## Work to do
Copy out each line that mentions the word "screenshot".

## Working data
>>

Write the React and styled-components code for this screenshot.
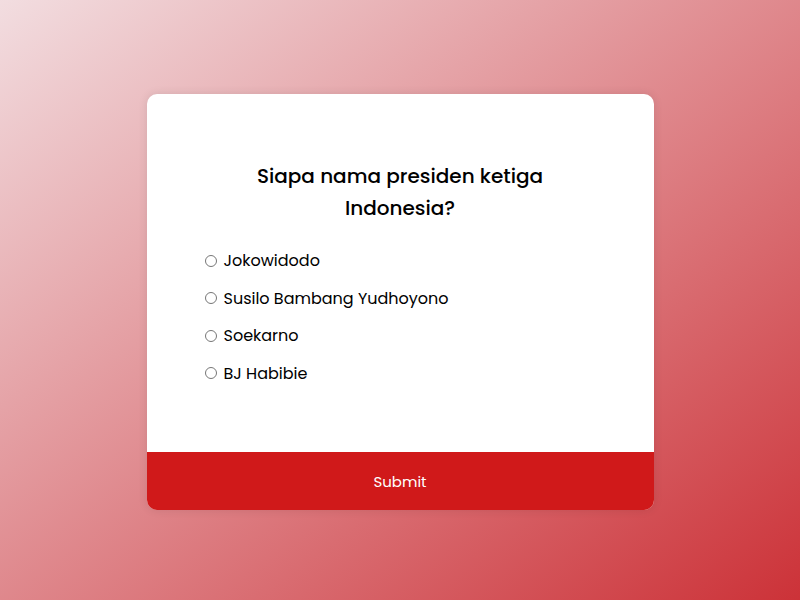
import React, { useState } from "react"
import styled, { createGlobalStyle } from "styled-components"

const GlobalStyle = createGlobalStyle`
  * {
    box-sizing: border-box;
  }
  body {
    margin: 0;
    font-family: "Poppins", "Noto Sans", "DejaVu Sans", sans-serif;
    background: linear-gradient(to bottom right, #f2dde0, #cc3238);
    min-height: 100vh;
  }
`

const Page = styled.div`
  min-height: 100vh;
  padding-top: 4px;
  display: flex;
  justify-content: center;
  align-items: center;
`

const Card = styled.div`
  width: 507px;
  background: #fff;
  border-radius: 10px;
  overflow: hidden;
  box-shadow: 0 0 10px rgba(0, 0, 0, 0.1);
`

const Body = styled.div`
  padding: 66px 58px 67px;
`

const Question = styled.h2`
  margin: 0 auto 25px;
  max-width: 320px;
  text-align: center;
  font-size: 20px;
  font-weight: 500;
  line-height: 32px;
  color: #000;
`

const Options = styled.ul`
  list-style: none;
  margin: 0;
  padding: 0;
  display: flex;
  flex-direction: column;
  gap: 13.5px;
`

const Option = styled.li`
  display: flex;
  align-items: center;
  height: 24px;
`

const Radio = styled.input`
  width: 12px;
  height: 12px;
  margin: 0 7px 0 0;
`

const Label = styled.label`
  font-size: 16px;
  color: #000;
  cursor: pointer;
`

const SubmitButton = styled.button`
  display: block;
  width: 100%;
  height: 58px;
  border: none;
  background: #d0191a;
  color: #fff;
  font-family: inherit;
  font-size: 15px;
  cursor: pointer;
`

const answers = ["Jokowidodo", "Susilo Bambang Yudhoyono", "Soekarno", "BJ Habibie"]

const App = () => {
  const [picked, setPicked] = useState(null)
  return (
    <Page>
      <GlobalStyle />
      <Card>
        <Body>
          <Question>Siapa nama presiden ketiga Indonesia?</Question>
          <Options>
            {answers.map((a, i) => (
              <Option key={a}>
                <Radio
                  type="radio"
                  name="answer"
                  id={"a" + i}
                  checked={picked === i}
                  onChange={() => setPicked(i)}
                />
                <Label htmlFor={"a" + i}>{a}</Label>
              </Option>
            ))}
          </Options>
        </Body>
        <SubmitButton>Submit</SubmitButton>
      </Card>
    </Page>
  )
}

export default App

<<
>>

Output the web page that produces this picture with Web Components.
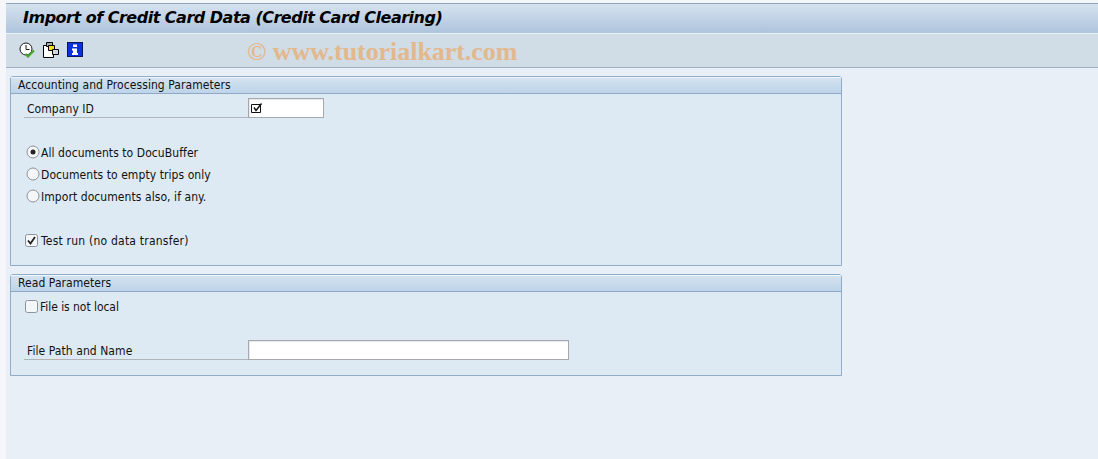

<<
>>

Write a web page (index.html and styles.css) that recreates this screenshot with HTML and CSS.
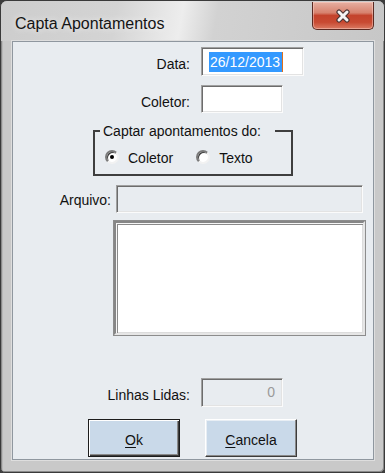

<<

## The response
Write the React and styled-components code for this screenshot.
Write a web page (index.html and styles.css) that recreates this screenshot with HTML and CSS.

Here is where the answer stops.